The “weirdness” you feel is the friction of realizing that judgment is now more valuable than execution. We are moving from being “doers” to being “curators of taste.” When a machine can churn out a software package or a business simulation in minutes that used to take a 14-person team two years, your value isn’t in the labor; it’s in the agency and taste to know which version is actually “right.”

Insight 2: The Fallacy of the “AI Native”

We often assume the “kids” will figure it out. We look at Gen Z and expect them to be the pioneers. But Mollick challenges this: there is no such thing as an AI native because the technology is moving too fast for anyone to “settle” into it.
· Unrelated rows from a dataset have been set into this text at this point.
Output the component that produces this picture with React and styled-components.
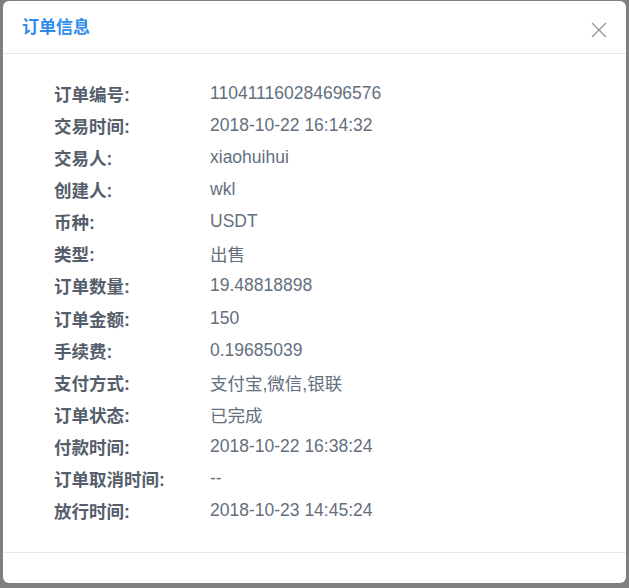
import React from 'react';
import styled, { createGlobalStyle } from 'styled-components';

const rows = [
	['订单编号:', '110411160284696576'],
	['交易时间:', '2018-10-22 16:14:32'],
	['交易人:', 'xiaohuihui'],
	['创建人:', 'wkl'],
	['币种:', 'USDT'],
	['类型:', '出售'],
	['订单数量:', '19.48818898'],
	['订单金额:', '150'],
	['手续费:', '0.19685039'],
	['支付方式:', '支付宝,微信,银联'],
	['订单状态:', '已完成'],
	['付款时间:', '2018-10-22 16:38:24'],
	['订单取消时间:', '--'],
	['放行时间:', '2018-10-23 14:45:24'],
];

export default function App() {
	return (
		<>
			<GlobalStyle />
			<Overlay>
				<Dialog>
					<Header>
						<Title>订单信息</Title>
						<CloseButton aria-label="close">
							<svg width="16" height="16" viewBox="0 0 16 16">
								<path d="M1 1L15 15M15 1L1 15" stroke="#909399" strokeWidth="1.3" fill="none" />
							</svg>
						</CloseButton>
					</Header>
					<Body>
						{rows.map(([label, value]) => (
							<React.Fragment key={label}>
								<Label>{label}</Label>
								<Value>{value}</Value>
							</React.Fragment>
						))}
					</Body>
					<Footer />
				</Dialog>
			</Overlay>
		</>
	);
}

const GlobalStyle = createGlobalStyle`
	html, body {
		margin: 0;
		padding: 0;
		background: #7f7f7f;
	}
	body {
		font-family: "Liberation Sans", "Noto Sans CJK SC", sans-serif;
	}
`;

const Overlay = styled.div`
	width: 629px;
	height: 588px;
	background: #7f7f7f;
	padding: 1px 0 0 3px;
	box-sizing: border-box;
	overflow: hidden;
`;

const Dialog = styled.div`
	width: 623px;
	height: 582px;
	background: #fff;
	border-radius: 6px;
	display: flex;
	flex-direction: column;
	overflow: hidden;
`;

const Header = styled.div`
	height: 52px;
	border-bottom: 1px solid #e4e7ed;
	display: flex;
	align-items: center;
	justify-content: space-between;
	padding: 0 19px 0 19px;
	flex-shrink: 0;
`;

const Title = styled.h2`
	margin: 0 0 3px;
	font-size: 17px;
	font-weight: bold;
	color: #2f8cee;
`;

const CloseButton = styled.button`
	border: none;
	background: transparent;
	padding: 0;
	margin-top: 6px;
	width: 16px;
	height: 16px;
	display: flex;
	cursor: pointer;
`;

const Body = styled.div`
	flex: 1;
	display: grid;
	grid-template-columns: 156px 1fr;
	grid-auto-rows: 32.15px;
	align-items: center;
	align-content: start;
	padding: 23px 0 0 51px;
`;

const Label = styled.div`
	font-size: 17.5px;
	font-weight: bold;
	color: #555e6b;
`;

const Value = styled.div`
	font-size: 17.5px;
	color: #646f7d;
`;

const Footer = styled.div`
	height: 30px;
	border-top: 1px solid #e4e7ed;
	flex-shrink: 0;
`;
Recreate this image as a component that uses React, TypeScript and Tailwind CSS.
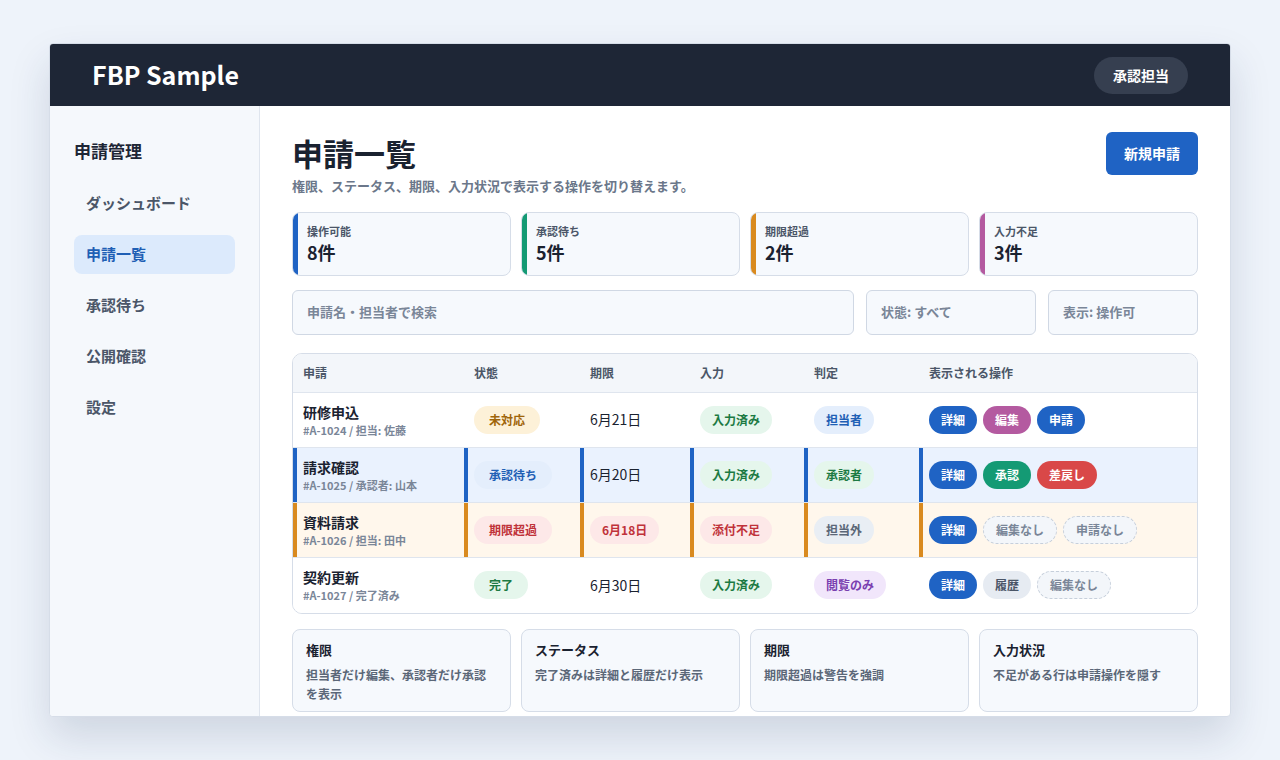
import React from 'react';

const FONT = { fontFamily: '"Noto Sans CJK JP", "Noto Sans", sans-serif' };

const stats = [
  { label: '操作可能', value: '8件', bar: 'bg-[#1f63c4]' },
  { label: '承認待ち', value: '5件', bar: 'bg-[#149a74]' },
  { label: '期限超過', value: '2件', bar: 'bg-[#d98a1f]' },
  { label: '入力不足', value: '3件', bar: 'bg-[#b45aa0]' },
];

const pill = 'inline-flex items-center h-[28px] px-3 rounded-full text-[12px] font-bold';

type Row = {
  name: string;
  sub: string;
  status: [string, string];
  date: string;
  dateCls?: string;
  input: [string, string];
  role: [string, string];
  actions: [string, string][];
  bg: string;
  border: string;
};

const rows: Row[] = [
  {
    name: '研修申込', sub: '#A-1024 / 担当: 佐藤',
    status: ['未対応', 'bg-[#fdf1d8] text-[#a0650a]'], date: '6月21日',
    input: ['入力済み', 'bg-[#e5f6ec] text-[#1c7a43]'], role: ['担当者', 'bg-[#e4eefc] text-[#1f5fb5]'],
    actions: [['詳細', 'bg-[#1f63c4] text-white'], ['編集', 'bg-[#b45aa0] text-white'], ['申請', 'bg-[#1f63c4] text-white']],
    bg: 'bg-white', border: 'border-l-4 border-transparent',
  },
  {
    name: '請求確認', sub: '#A-1025 / 承認者: 山本',
    status: ['承認待ち', 'bg-[#e4eefc] text-[#1f5fb5]'], date: '6月20日',
    input: ['入力済み', 'bg-[#e5f6ec] text-[#1c7a43]'], role: ['承認者', 'bg-[#e5f6ec] text-[#1c7a43]'],
    actions: [['詳細', 'bg-[#1f63c4] text-white'], ['承認', 'bg-[#149a74] text-white'], ['差戻し', 'bg-[#d94848] text-white']],
    bg: 'bg-[#eaf2fe]', border: 'border-l-4 border-[#1f63c4]',
  },
  {
    name: '資料請求', sub: '#A-1026 / 担当: 田中',
    status: ['期限超過', 'bg-[#fde8e8] text-[#c0323a]'], date: '6月18日', dateCls: 'bg-[#fde8e8] text-[#c0323a]',
    input: ['添付不足', 'bg-[#fde8e8] text-[#c0323a]'], role: ['担当外', 'bg-[#e9eef4] text-[#5b6778]'],
    actions: [['詳細', 'bg-[#1f63c4] text-white'], ['編集なし', 'dash'], ['申請なし', 'dash']],
    bg: 'bg-[#fff7ec]', border: 'border-l-4 border-[#d98a1f]',
  },
  {
    name: '契約更新', sub: '#A-1027 / 完了済み',
    status: ['完了', 'bg-[#e5f6ec] text-[#1c7a43]'], date: '6月30日',
    input: ['入力済み', 'bg-[#e5f6ec] text-[#1c7a43]'], role: ['閲覧のみ', 'bg-[#f1e6fb] text-[#7a3fb0]'],
    actions: [['詳細', 'bg-[#1f63c4] text-white'], ['履歴', 'bg-[#e6ebf2] text-[#4a5567]'], ['編集なし', 'dash']],
    bg: 'bg-white', border: 'border-l-4 border-transparent',
  },
];

const notes = [
  { t: '権限', d: '担当者だけ編集、承認者だけ承認を表示' },
  { t: 'ステータス', d: '完了済みは詳細と履歴だけ表示' },
  { t: '期限', d: '期限超過は警告を強調' },
  { t: '入力状況', d: '不足がある行は申請操作を隠す' },
];

const cols = 'grid grid-cols-[171px_116px_110px_114px_115px_1fr]';

export default function App() {
  return (
    <div style={FONT} className="min-h-[760px] bg-[#eef3fa] pt-[43px] px-[49px]">
      <div className="w-[1182px] h-[674px] bg-white rounded-[4px] overflow-hidden shadow-[0_20px_40px_rgba(30,50,90,0.15)] border border-[#d6dde8] flex flex-col">
        <header className="h-[62px] bg-[#1e2636] flex items-center justify-between pl-[42px] pr-[42px] shrink-0">
          <div className="text-white text-[25px] font-bold">FBP Sample</div>
          <div className="h-[37px] px-[19px] rounded-full bg-[#363f50] text-white text-[14px] font-bold flex items-center">承認担当</div>
        </header>
        <div className="flex flex-1 min-h-0">
          <aside className="w-[210px] bg-[#f5f8fc] border-r border-[#dfe5ee] px-[24px] pt-[32px] shrink-0">
            <div className="text-[17px] font-bold text-[#1e2636] mb-[20px]">申請管理</div>
            <nav className="flex flex-col gap-[12px]">
              {['ダッシュボード', '申請一覧', '承認待ち', '公開確認', '設定'].map((n) => (
                <div key={n} className={`h-[39px] rounded-[8px] px-[12px] flex items-center text-[15px] font-bold ${n === '申請一覧' ? 'bg-[#dceafc] text-[#1f5fb5]' : 'text-[#4b5668]'}`}>{n}</div>
              ))}
            </nav>
          </aside>
          <main className="flex-1 px-[32px] pt-[26px]">
            <div className="flex justify-between items-start">
              <div>
                <h1 className="text-[31px] font-bold text-[#1a2230] leading-[42px]">申請一覧</h1>
                <p className="text-[13px] font-bold text-[#6b778a] mt-[2px]">権限、ステータス、期限、入力状況で表示する操作を切り替えます。</p>
              </div>
              <button className="h-[43px] px-[18px] rounded-[6px] bg-[#1f63c4] text-white text-[14px] font-bold">新規申請</button>
            </div>
            <div className="grid grid-cols-4 gap-[10px] mt-[16px]">
              {stats.map((s) => (
                <div key={s.label} className="h-[64px] rounded-[8px] border border-[#d6dde8] bg-[#f6f9fd] flex overflow-hidden">
                  <div className={`w-[5px] ${s.bar}`} />
                  <div className="pl-[9px] pt-[10px]">
                    <div className="text-[11px] font-bold text-[#4b5668]">{s.label}</div>
                    <div className="text-[18px] font-bold text-[#1a2230] leading-[26px]">{s.value}</div>
                  </div>
                </div>
              ))}
            </div>
            <div className="flex gap-[12px] mt-[14px]">
              <div className="flex-1 h-[45px] rounded-[6px] border border-[#d0d8e4] bg-[#f6f9fd] px-[14px] flex items-center text-[13px] font-bold text-[#7a8698]">申請名・担当者で検索</div>
              <div className="w-[170px] h-[45px] rounded-[6px] border border-[#d0d8e4] bg-[#f6f9fd] px-[14px] flex items-center text-[13px] font-bold text-[#7a8698]">状態: すべて</div>
              <div className="w-[150px] h-[45px] rounded-[6px] border border-[#d0d8e4] bg-[#f6f9fd] px-[14px] flex items-center text-[13px] font-bold text-[#7a8698]">表示: 操作可</div>
            </div>
            <div className="mt-[18px] rounded-[10px] border border-[#d6dde8] overflow-hidden">
              <div className={`${cols} h-[39px] bg-[#f3f6fa] border-b border-[#dfe5ee] text-[12px] font-bold text-[#4b5668] items-center`}>
                {['申請', '状態', '期限', '入力', '判定', '表示される操作'].map((h) => (
                  <div key={h} className="pl-[10px]">{h}</div>
                ))}
              </div>
              {rows.map((r, i) => (
                <div key={r.name} className={`${cols} h-[55px] ${r.bg} ${i < 3 ? 'border-b border-[#dfe5ee]' : ''}`}>
                  <div className={`${r.border} pl-[6px] flex flex-col justify-center`}>
                    <div className="text-[14px] font-bold text-[#1a2230] leading-[20px]">{r.name}</div>
                    <div className="text-[11px] font-bold text-[#7a8698] leading-[16px]">{r.sub}</div>
                  </div>
                  <div className={`${r.border} pl-[6px] flex items-center`}>
                    <span className={`${pill} px-[15px] ${r.status[1]}`}>{r.status[0]}</span>
                  </div>
                  <div className={`${r.border} pl-[6px] flex items-center`}>
                    {r.dateCls ? (
                      <span className={`${pill} px-[12px] ${r.dateCls}`}>{r.date}</span>
                    ) : (
                      <span className="text-[14px] text-[#1a2230]">{r.date}</span>
                    )}
                  </div>
                  <div className={`${r.border} pl-[6px] flex items-center`}>
                    <span className={`${pill} ${r.input[1]}`}>{r.input[0]}</span>
                  </div>
                  <div className={`${r.border} pl-[6px] flex items-center`}>
                    <span className={`${pill} ${r.role[1]}`}>{r.role[0]}</span>
                  </div>
                  <div className={`${r.border} pl-[6px] flex items-center gap-[6px]`}>
                    {r.actions.map(([a, c]) => (
                      <span key={a} className={`${pill} ${c === 'dash' ? 'border border-dashed border-[#c6cfdb] bg-[#f3f6fa] text-[#7a8698]' : c}`}>{a}</span>
                    ))}
                  </div>
                </div>
              ))}
            </div>
            <div className="grid grid-cols-4 gap-[10px] mt-[15px]">
              {notes.map((n) => (
                <div key={n.t} className="h-[83px] rounded-[8px] border border-[#d6dde8] bg-[#f6f9fd] px-[13px] pt-[10px]">
                  <div className="text-[13px] font-bold text-[#1a2230]">{n.t}</div>
                  <div className="text-[12px] font-bold text-[#5b6778] mt-[6px] leading-[19px]">{n.d}</div>
                </div>
              ))}
            </div>
          </main>
        </div>
      </div>
    </div>
  );
}
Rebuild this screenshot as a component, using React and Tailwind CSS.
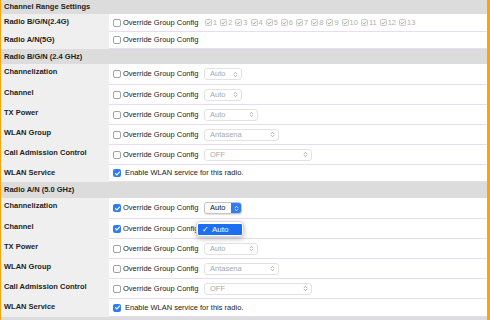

In fact, seniority might be an advantage again. Why? Because to use AI effectively, you need Deep Knowledge. You need to know a field well enough to realize when the AI is “hallucinating” or providing a generic, “slop” answer. If you don’t feel a bit of “imposter syndrome” right now, you aren’t paying attention. The most successful leaders—like those at the Norwegian Sovereign Wealth Fund—aren’t just “using” AI; they are forcing themselves to “put hands on keyboards” and relearn the very basics of logic and code.

Insight 3: From ROI to R&D (The Stoic Reframe)

In traditional business, we hate waste. We want ROI. But we know that in a period of exponential change, the only way to avoid obsolescence is to embrace deliberate inefficiency.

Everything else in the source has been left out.